Getting the project ready — the boilerplate
Okay cool, Let’s get started by generating our project with these few lines:
npm i -g @nestjs/cli
nest new project-name
more on the NestJS and it’s CLI here
Your project will look something like this:
project files
Lets give it a test run to see if all works so far with:
npm run start:dev
So now we have our project baselines setup, let’s add some data persistence layer.
We’ll use *TypeORM* to manage our database schema. What is nice about TypeORM is, that it allows you to model your data entities in type save code (Typescript) and then is able to apply / sync these models into the table structure in your database. (By the way, this not only works with PostgreSQL databases, but also other databases, find more info on which databases are supported in the TypeORM docs)
Setting up a local PostgreSQL database instance — with docker automation!

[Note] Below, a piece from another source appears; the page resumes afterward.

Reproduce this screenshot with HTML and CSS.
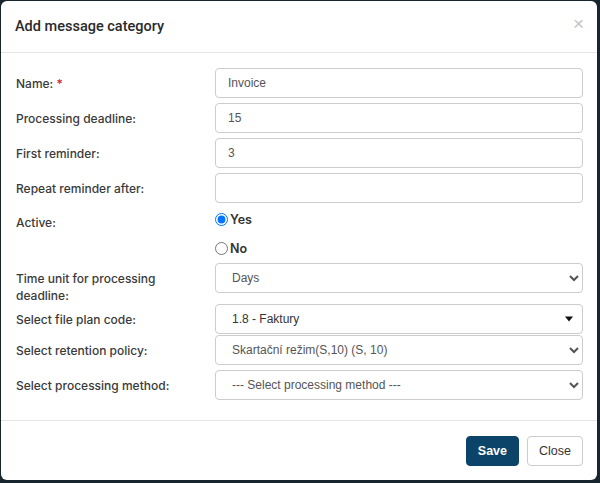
FILE: index.html
```html
<!DOCTYPE html>
<html lang="en">
<head>
    <meta charset="UTF-8">
    <meta name="viewport" content="width=device-width, initial-scale=1.0">
    <title>Add message category</title>
    <link rel="stylesheet" href="styles.css">
</head>
<body>
    <div class="modal">
        <div class="modal-header">
            <h4 class="modal-title">Add message category</h4>
            <span class="close">&times;</span>
        </div>
        <div class="modal-body">
            <div class="form-row">
                <label class="form-label">Name: <span class="req">*</span></label>
                <input class="form-control" type="text" value="Invoice">
            </div>
            <div class="form-row">
                <label class="form-label">Processing deadline:</label>
                <input class="form-control" type="text" value="15">
            </div>
            <div class="form-row">
                <label class="form-label">First reminder:</label>
                <input class="form-control" type="text" value="3">
            </div>
            <div class="form-row">
                <label class="form-label">Repeat reminder after:</label>
                <input class="form-control" type="text" value="">
            </div>
            <div class="form-row">
                <label class="form-label label-active">Active:</label>
                <div class="radios">
                    <label class="radio"><input type="radio" name="active" checked>Yes</label>
                    <label class="radio"><input type="radio" name="active">No</label>
                </div>
            </div>
            <div class="form-row">
                <label class="form-label label-tall">Time unit for processing deadline:</label>
                <select class="form-control">
                    <option>Days</option>
                </select>
            </div>
            <div class="form-row row-tight">
                <label class="form-label">Select file plan code:</label>
                <div class="form-control chosen">
                    <span>1.8 - Faktury</span>
                    <svg width="10" height="8" viewBox="0 0 10 8"><path d="M1 1.5h8L5 6.5z" fill="#111"/></svg>
                </div>
            </div>
            <div class="form-row">
                <label class="form-label">Select retention policy:</label>
                <select class="form-control">
                    <option>Skartační režim(S,10) (S, 10)</option>
                </select>
            </div>
            <div class="form-row">
                <label class="form-label">Select processing method:</label>
                <select class="form-control">
                    <option>--- Select processing method ---</option>
                </select>
            </div>
        </div>
        <div class="modal-footer">
            <button class="btn btn-primary">Save</button>
            <button class="btn btn-default">Close</button>
        </div>
    </div>
</body>
</html>
```

FILE: styles.css
```css
body{
    margin: 0;
    background: #17252e;
    font-family: Inter, "Liberation Sans", sans-serif;
    color: #333;
}
.modal{
    margin: 1px 3px 0 1px;
    height: 479px;
    background: #fff;
    border-radius: 6px;
    overflow: hidden;
}
/* header */
.modal-header{
    height: 51px;
    padding: 0 15px 0 14px;
    border-bottom: 1px solid #e5e5e5;
    display: flex;
    align-items: center;
    justify-content: space-between;
}
.modal-title{
    margin: 0;
    font-family: Roboto, "Liberation Sans", sans-serif;
    font-size: 14.5px;
    font-weight: 500;
    color: #2a2a2a;
}
.close{
    font-family: "Liberation Sans", sans-serif;
    font-size: 19px;
    color: #c4c4c4;
    margin-top: -5px;
    margin-right: -2px;
}
/* body */
.modal-body{
    padding: 15px 14px 20px 15px;
}
.form-row{
    display: grid;
    grid-template-columns: 199px 1fr;
    margin-bottom: 5px;
    align-items: start;
}
.form-row:last-child{
    margin-bottom: 0;
}
.row-tight{
    margin-bottom: 1px;
}
.form-label{
    font-size: 12px;
    font-weight: 500;
    line-height: 17px;
    padding-top: 7px;
    color: #3a3a3a;
}
.label-active{
    padding-top: 6px;
}
.label-tall{
    margin-bottom: -5px;
    padding-right: 40px;
}
.req{
    color: #d9182d;
}
.form-control{
    box-sizing: border-box;
    width: 100%;
    height: 30px;
    padding: 0 12px;
    border: 1px solid #ccc;
    border-radius: 4px;
    background: #fff;
    font-family: "Liberation Sans", Arial, sans-serif;
    font-size: 12px;
    color: #555;
    outline: none;
}
.chosen{
    display: flex;
    align-items: center;
    justify-content: space-between;
    padding: 0 8px 0 16px;
    color: #333;
}
/* radios */
.radios{
    padding-top: 1px;
    display: flex;
    flex-direction: column;
    gap: 9px;
}
.radio{
    height: 20px;
    display: flex;
    align-items: center;
    font-size: 12.5px;
    font-weight: 600;
    color: #333;
}
.radio input{
    margin: 0 2px 0 0;
    width: 13px;
    height: 13px;
}
/* footer */
.modal-footer{
    border-top: 1px solid #e5e5e5;
    padding: 15px 14px 14px 15px;
    display: flex;
    justify-content: flex-end;
    gap: 8px;
}
.btn{
    height: 30px;
    padding: 0 11px;
    border-radius: 4px;
    font-family: "Liberation Sans", Arial, sans-serif;
    font-size: 12.5px;
    cursor: pointer;
}
.btn-primary{
    background: #0b4468;
    border: 1px solid #0b4468;
    color: #fff;
    font-weight: 700;
}
.btn-default{
    background: #fff;
    border: 1px solid #ccc;
    color: #333;
}
```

To work locally with data persistence, we now would need a database server and a database to connect to. One way would be to set up a PostgreSQL database server on your local machine, what I’m not a big fan of. Why? This would tie the project to my machine a lot. Meaning if you work on a project with a team or you simply switch machines you would have to do this on every machine again or writing somehow a setup guide etc. (when you have different operating systems — on these machines, things get even more icky).
So how do we overcome this? We automate!
We use pre-build PostgreSQL docker image and run the database sever as a docker process. Like this we can script a whole setup with a couple lines of shell code to get our server instance running and prepare an empty database ready to connect to. This is great because it’s reproducible and the setup code can be managed in source control together with the rest of the project code, what makes the “getting started” for other dev’s in your team super straightforward.

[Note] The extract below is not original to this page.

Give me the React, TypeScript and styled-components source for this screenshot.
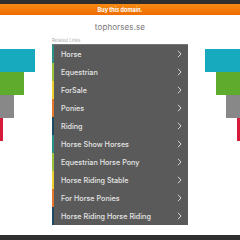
import React from 'react';
import styled, { createGlobalStyle } from 'styled-components';

const GlobalStyle = createGlobalStyle`
    html, body {
        margin: 0;
        padding: 0;
        background: #fff;
        font-family: Inter, "Noto Sans", sans-serif;
    }
`;

const Page = styled.div`
    width: 240px;
    height: 240px;
    display: flex;
    flex-direction: column;
    overflow: hidden;
`;

const TopBar = styled.div`
    height: 4px;
    background: #2f2f2f;
`;

const BuyBar = styled.div`
    height: 11px;
    background: linear-gradient(#f68a12, #ee6c00);
    color: #fff;
    font-size: 5.5px;
    font-weight: 700;
    display: flex;
    align-items: center;
    justify-content: center;
`;

const Domain = styled.div`
    height: 20px;
    display: flex;
    align-items: center;
    justify-content: center;
    color: #777;
    font-size: 8px;
    letter-spacing: 0.1px;
    padding-top: 2px;
`;

const Main = styled.div`
    flex: 1;
    display: grid;
    grid-template-columns: 52px 136px 52px;
`;

const Side = styled.div<{ $right?: boolean }>`
    padding-top: 12px;
    display: flex;
    flex-direction: column;
    align-items: ${(p) => (p.$right ? 'flex-end' : 'flex-start')};
`;

const Block = styled.div<{ $w: number; $c: string }>`
    width: ${(p) => p.$w}px;
    height: 23px;
    background: ${(p) => p.$c};
`;

const Center = styled.div`
    display: flex;
    flex-direction: column;
`;

const Caption = styled.div`
    height: 6px;
    font-size: 4.5px;
    color: #a8a8a8;
    display: flex;
    align-items: center;
`;

const List = styled.div`
    margin-top: 1px;
    background: #5a5a5a;
    border-top: 1px solid #777;
`;

const Row = styled.div<{ $c: string }>`
    height: 18px;
    box-sizing: border-box;
    border-left: 2px solid ${(p) => p.$c};
    padding: 0 6px 0 7px;
    display: flex;
    align-items: center;
    justify-content: space-between;
    color: #e6e6e6;
    font-size: 7.2px;
    font-weight: 500;
`;

const Chevron = () => (
    <svg width="5" height="8" viewBox="0 0 5 8">
        <path d="M1 0.8 L4 4 L1 7.2" fill="none" stroke="#e6e6e6" strokeWidth="0.9" />
    </svg>
);

const BottomBar = styled.div`
    margin-top: auto;
    height: 5px;
    background: #2f2f2f;
`;

const blocks = [
    { w: 35, c: '#17a9be' },
    { w: 24, c: '#5fab2d' },
    { w: 14, c: '#888888' },
    { w: 3, c: '#d61a3c' },
];

const stripe = ['#2a8f86', '#9cc23a', '#efcf2e', '#e4772a', '#1c4a63'];

const links = [
    'Horse',
    'Equestrian',
    'ForSale',
    'Ponies',
    'Riding',
    'Horse Show Horses',
    'Equestrian Horse Pony',
    'Horse Riding Stable',
    'For Horse Ponies',
    'Horse Riding Horse Riding',
];

export default function App() {
    return (
        <Page>
            <GlobalStyle />
            <TopBar />
            <BuyBar>Buy this domain.</BuyBar>
            <Domain>tophorses.se</Domain>
            <Main>
                <Side>
                    {blocks.map((b) => (
                        <Block key={b.c} $w={b.w} $c={b.c} />
                    ))}
                </Side>
                <Center>
                    <Caption>Related Links</Caption>
                    <List>
                        {links.map((l, i) => (
                            <Row key={l} $c={stripe[i % 5]}>
                                <span>{l}</span>
                                <Chevron />
                            </Row>
                        ))}
                    </List>
                </Center>
                <Side $right>
                    {blocks.map((b) => (
                        <Block key={b.c} $w={b.w} $c={b.c} />
                    ))}
                </Side>
            </Main>
            <BottomBar />
        </Page>
    );
}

Here is how this script would look like:
#!/bin/bash
set -e
SERVER="my_database_server";
PW="mysecretpassword";
DB="my_database";
echo "echo stop & remove old docker [$SERVER] and starting new fresh instance of [$SERVER]"
(docker kill $SERVER || :) && \
(docker rm $SERVER || :) && \
docker run --name $SERVER -e POSTGRES_PASSWORD=$PW \
-e PGPASSWORD=$PW \
-p 5432:5432 \
-d postgres
# wait for pg to start
echo "sleep wait for pg-server [$SERVER] to start";
SLEEP 3;
# create the db
echo "CREATE DATABASE $DB ENCODING 'UTF-8';" | docker exec -i $SERVER psql -U postgres
echo "\l" | docker exec -i $SERVER psql -U postgres
Lets add that command to our package.json run-scripts so we can easy execute it.
"start:dev:db": "./src/scripts/start-db.sh"
Sweet, now we have a command we can run and it would setup the database server and a plain database to start with.
To make the process more robust, we will always use the same name for the docker container ($SERVER var in the script) — like this we can add an additional check — if the container is running already kill and remove it to ensure a clean state.
Connecting NestJS to your database
Like for everything, there is already an NPM module that helps you to hook the NestJS project to your database. Let’s add TypeORM support to our project by using the pre-build NestJS-to-TypeORM module.
You can add the needed modules like this:
npm install --save @nestjs/typeorm typeorm pg
More info can be found in the NestJS docs.
Configuration management
Now it’s time to glue things together.
The way we can tell TypeORM in NestJS to which database server to connect to, is by using the TypeOrmModule. It has a forRoot method we can pass the config in.
But here is the challenge. We know that the config will be different on local development and on the production environment. So, this process somehow has to be generic so it can provide different configs for these cases.
To make this work nicely we can write the following config service.
The idea of this config class is to run before our API Server main.ts starts. It can read the configuration from environment variables being able to provide the values then at runtime in a read only manner.
To make this flexible for dev and prod we will use the dotenv module.
npm install --save dotenv
With this module we can have a “.env” file in our project root on local development to prepare the config values and on production we can just read the values from the environment variables on our production server. This is a pretty flexible approach and also allows you to share the config with other dev’s in your team easily with one file.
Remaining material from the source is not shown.